Un gruppo di investitori in valuta digitale ha deciso di avviare una causa collettiva contro Coinbase. Il motivo è da ricercare nel fatto che l’exchange centralizzato, con sede a San Francisco, avrebbe venduto deliberatamente titoli in maniera illegale, ovvero senza procedere alla registrazione presso le autorità preposte.
Inoltre, sempre secondo il parere dei ricorrenti, la piattaforma di scambio avrebbe operato come un broker di titoli non registrato. La causa arriva a poche ore dalla pubblicazione di una trimestrale, quella riferita alla prima parte dell’anno in corso, la quale ha visto Coinbase andare largamente oltre i risultati precedenti.
Coinbase deve affrontare una causa collettiva: di cosa si tratta?
Stando ai documenti presentati nell’ambito della causa collettiva, Coinbase sarebbe la causa delle perdite subite dal gruppo dei ricorrenti in giudizio. In pratica, lo scambio centralizzato (CEX), avrebbe commercializzato e venduto asset virtuali alla stregua di investimenti.
I denuncianti sostengono, in buona sostanza, che Coinbase abbia intenzionalmente violato le leggi sui titoli della California e della Florida. Per farlo citano l’ammissione della società di essere un “intermediario di titoli”, inclusa all’interno del suo contratto d’uso.
Le operazioni dell’exchange, inclusi i suoi conti Prime Brokerage e Coinbase Earn, andavano presumibilmente, almeno secondo la denuncia inoltrata, a promuovere investimenti ad alto rendimento senza sufficiente divulgazione. Inoltre, l’azione legale collettiva afferma che le risorse digitali quotate sull’exchange, tra cui Uniswap, Polygon, Algorand, Decentraland, Near Protocol, Solana, Tezos e Stellar Lumens sono titoli.
Inoltre, Coinbase non avrebbe registrato le persone che offrono questi titoli come associate ad un broker.

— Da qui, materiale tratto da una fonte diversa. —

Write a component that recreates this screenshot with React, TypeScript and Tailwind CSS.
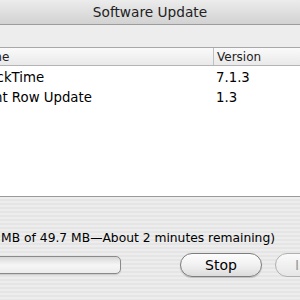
const font = { fontFamily: '"DejaVu Sans", "Liberation Sans", sans-serif' };

const rows = [
  { name: "QuickTime", version: "7.1.3" },
  { name: "Front Row Update", version: "1.3" },
];

export default function App() {
  return (
    <div className="w-[300px] h-[300px] overflow-hidden flex flex-col bg-white text-black" style={font}>
      <div className="h-[25px] shrink-0 flex items-center justify-center bg-gradient-to-b from-[#ececec] to-[#d2d2d2] border-b border-[#9c9c9c]">
        <span className="text-[13.7px] text-[#222]">Software Update</span>
      </div>
      <div className="h-[23px] shrink-0 bg-[#ededed] border-b border-[#a8a8a8]" />
      <div className="h-[18px] shrink-0 flex bg-gradient-to-b from-[#fafafa] to-[#e9e9e9] border-b border-[#b4b4b4] text-[12px] text-[#222]">
        <div className="w-[213px] -ml-[26px] shrink-0 flex items-center">Name</div>
        <div className="flex-1 border-l border-[#c0c0c0] pl-[3px] flex items-center ml-[26px]">Version</div>
      </div>
      <div className="flex-1 flex flex-col pt-[2px] text-[13.3px]">
        {rows.map((r) => (
          <div key={r.name} className="h-[20px] flex items-center">
            <div className="w-[216px] -ml-[26px] shrink-0">{r.name}</div>
            <div className="ml-[26px]">{r.version}</div>
          </div>
        ))}
      </div>
      <div className="h-[104px] shrink-0 border-t border-[#9a9a9a] bg-[#e9e9e9] bg-[repeating-linear-gradient(180deg,#ededed_0px,#ededed_2px,#e5e5e5_2px,#e5e5e5_4px)] flex flex-col">
        <div className="mt-[33px] h-[16px] flex items-center text-[12.3px] whitespace-nowrap -ml-[35px]">
          (12.3 MB of 49.7 MB—About 2 minutes remaining)
        </div>
        <div className="mt-[7px] flex items-center">
          <div className="-ml-[100px] w-[221px] h-[18px] shrink-0 rounded-[5px] border border-[#8a8a8a] bg-gradient-to-b from-[#d8d8d8] via-[#f6f6f6] to-[#ececec] shadow-[0_1px_1px_rgba(0,0,0,0.15)]" />
          <div className="ml-[59px] w-[82px] h-[24px] shrink-0 rounded-full border border-[#7d7d7d] bg-gradient-to-b from-[#fdfdfd] via-[#f1f1f1] to-[#dcdcdc] shadow-[0_1px_1px_rgba(0,0,0,0.2)] flex items-center justify-center text-[14px]">
            Stop
          </div>
          <div className="ml-[13px] w-[82px] h-[24px] shrink-0 rounded-full border border-[#b0b0b0] bg-gradient-to-b from-[#fafafa] to-[#e6e6e6] flex items-center justify-center text-[14px] text-[#9a9a9a]">
            Install
          </div>
        </div>
      </div>
    </div>
  );
}
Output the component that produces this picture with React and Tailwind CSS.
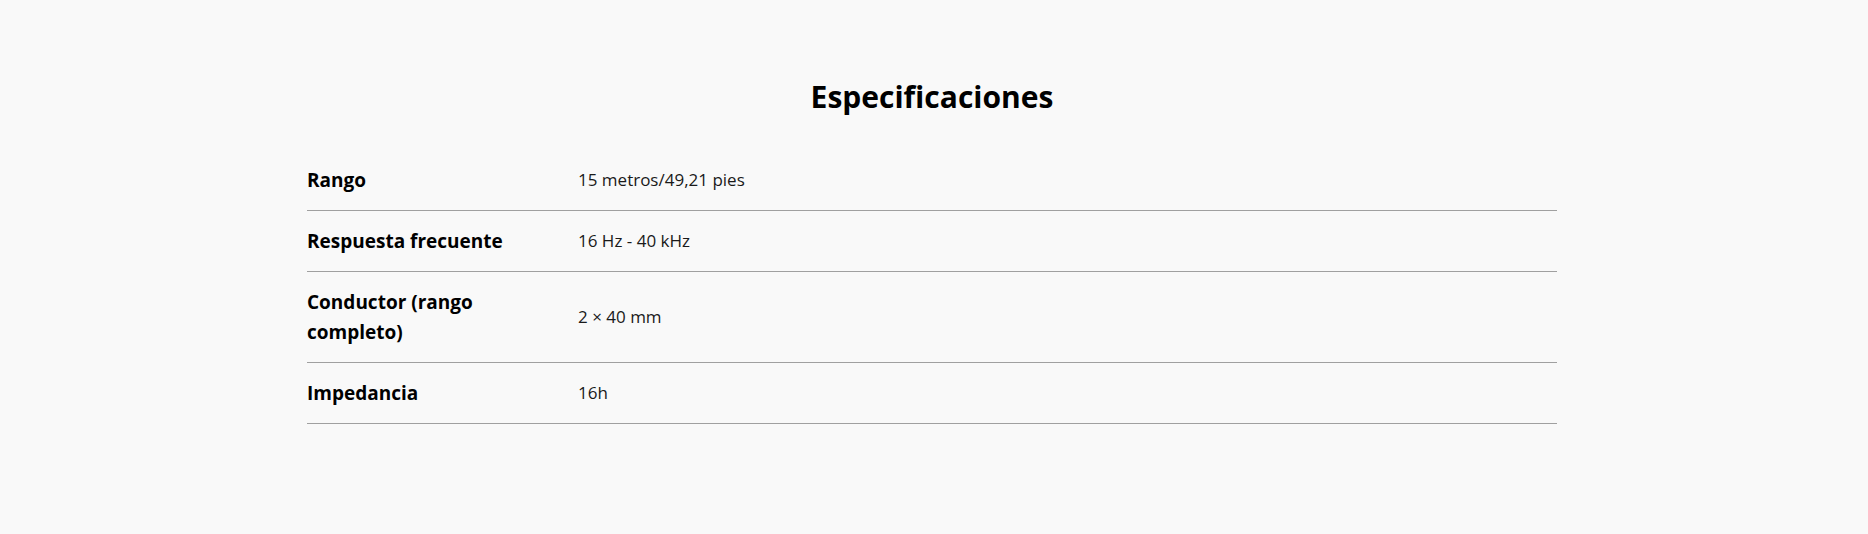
import React from 'react';

const specs = [
    { label: 'Rango', value: '15 metros/49,21 pies' },
    { label: 'Respuesta frecuente', value: '16 Hz - 40 kHz' },
    { label: 'Conductor (rango completo)', value: '2 × 40 mm' },
    { label: 'Impedancia', value: '16h' },
];

const App = () => {
    return (
        <div className="min-h-[534px] w-full bg-[#f9f9f9] text-black font-['Open_Sans',sans-serif] pt-[79px] pr-[4px]">
            <h2 className="text-center text-[30px] leading-[36px] font-bold">Especificaciones</h2>

            <div className="mx-auto mt-[35px] w-[1250px]">
                {specs.map((spec) => (
                    <div key={spec.label} className="flex items-center border-b border-[#a0a0a0] py-[15px]">
                        <div className="w-[271px] shrink-0 pr-[40px] text-[19px] leading-[30px] font-bold">
                            {spec.label}
                        </div>
                        <div className="text-[17px] leading-[30px] text-[#1a1a1a]">{spec.value}</div>
                    </div>
                ))}
            </div>
        </div>
    );
};

export default App;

Né ha provveduto a registrarsi come tale presso la Securities and Exchange Commission (SEC) o presso gli Stati in cui opera.
Lo stesso documento afferma poi che gli avvocati dei ricorrenti avrebbero utilizzato il test di Howey, al fine di stabilire se quelli indicati siano titoli, o meno. Tra gli avvocati in questione è da segnalare la presenza di John T. Jasnoch, il quale ha una lunga esperienza in azioni legali collettive contro aziende crypto.
La risposta dell’exchange californiano
La risposta di Coinbase alla causa è arrivata a stretto giro di posta. Lo scambio di criptovaluta ha in pratica etichettato le affermazioni come “legalmente prive di fondamento”. Per poi esprimere la sua fiducia nel sistema giudiziario, confidando evidentemente in un rigetto della causa nelle aule di tribunale.
La causa collettiva arriva in un momento il quale può essere considerato molto delicato per Coinbase. La società, infatti, è impegnata in uno scontro campale con la SEC, che verte sulla classificazione dei token venduti sulla propria piattaforma. Nell’ambito della stessa, proprio di recente ha presentato un ricorso interlocutorio, con il quale intende contestare la decisione di un giudice di consentire il proseguimento del caso.
Un ottimo momento per Coinbase, almeno dal punto di vista finanziario
A parziale consolazione delle disavventure giudiziarie, occorre comunque segnalare l’ottimo momento di Coinbase da un punto di vista finanziario. Nel corso del primo trimestre dell’anno in corso, infatti, i profitti sono cresciuti sino a toccare la soglia di 1,6 miliardi di dollari.
Una crescita favorita in particolare dagli ottimi risultati conseguiti dalla sua stablecoin USDC e dallo staking. In particolare, proprio per quanto concerne USD Coin, sembra aver pesato favorevolmente la decisione di permettere agli utenti di guadagnare interessi.
Cui si è andato ad aggiungere l’ottimo momento attraversato dal mercato criptovalutario, che si è ormai lasciato alle spalle il crypto-winter. Un momento propiziato in particolare dalla grande attesa per il quarto halving di Bitcoin e dall’esordio degli ETF spot sull’icona ideata da Satoshi Nakamoto.
In un momento così positivo, proprio le questioni di carattere legale sembrano in grado di offuscare, almeno parzialmente, l’orizzonte. Soprattutto in considerazione di una aggressività sempre più pronunciata della SEC, nei confronti dell’innovazione finanziaria.